Wellington Zoo Hub & Kamalas Pavilion, by Assembly Architects Limited
An adventure in architecture and fabrication, this project evinces its authors’ enthusiasm, intellectual curiosity and determination to realise the full potential of the brief and extract the maximum return from the budget. The innovative and painstaking form-making of the pavilion frame demonstrates a strong and generative interest in materials and the craft of assembly, and the benefits of collaborating with an engineer as talented as Alistair Cattanach. Also handled well is the link between the pavilion and the former elephant house, a building redesigned to work hard so that its neighbour has the space to display its elegance.
Sustainability
Te Hononga – Christchurch Civic Building by Athfield Architects Limited
Te Hononga – Christchurch Civic Building is an impressive exercise in adaptive re-use and, given Christchurch’s recent circumstances, an especially appropriate and timely exemplar of its genre. Not only does the building substantially occupy an existing structure, thus saving energy embodied in the original construction, it also benefits from the architects’ determination – recognized by the award of a 6 Green Star (Built) rating – to reduce operating energy to a minimum. With its innovative and robust technology, its imaginative reworking of interior spaces, and its safe and solid public presence, the building declares the city’s faith in Christchurch’s sustainability.

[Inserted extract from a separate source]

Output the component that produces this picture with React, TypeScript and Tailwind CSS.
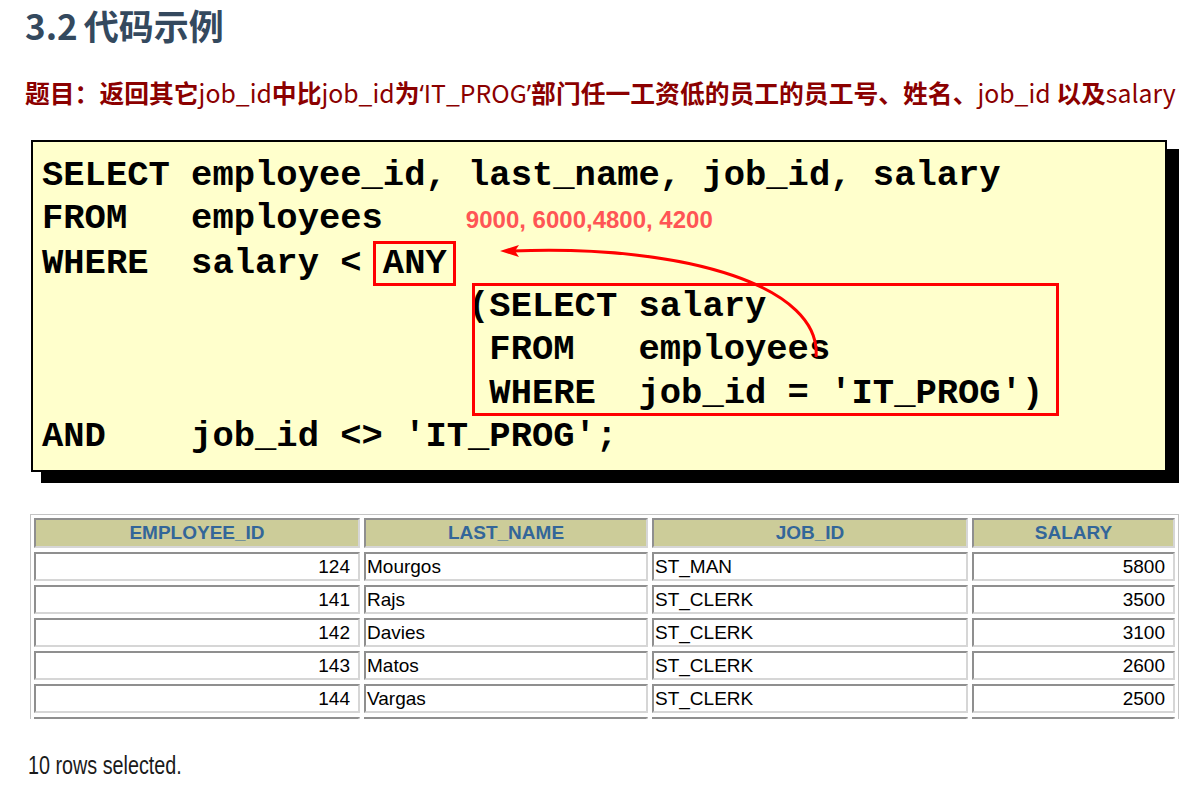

Geyser, Parnell, Auckland, by Patterson Associates Ltd
As the recipient of New Zealand’s only 6 Green Star (Design) rating, Geyser significantly advances the cause of sustainable architecture. Passive environmental design principles and computer-controlled systems combine to provide pleasant and comfortable working and circulation spaces. Natural daylight is admitted deep into the interior, and a twin-wall façade generates natural heating, by trapping warm air, and cooling ventilation, via convection currents. A manually operated inner façade allows tenants some discretion in controlling their own working environments.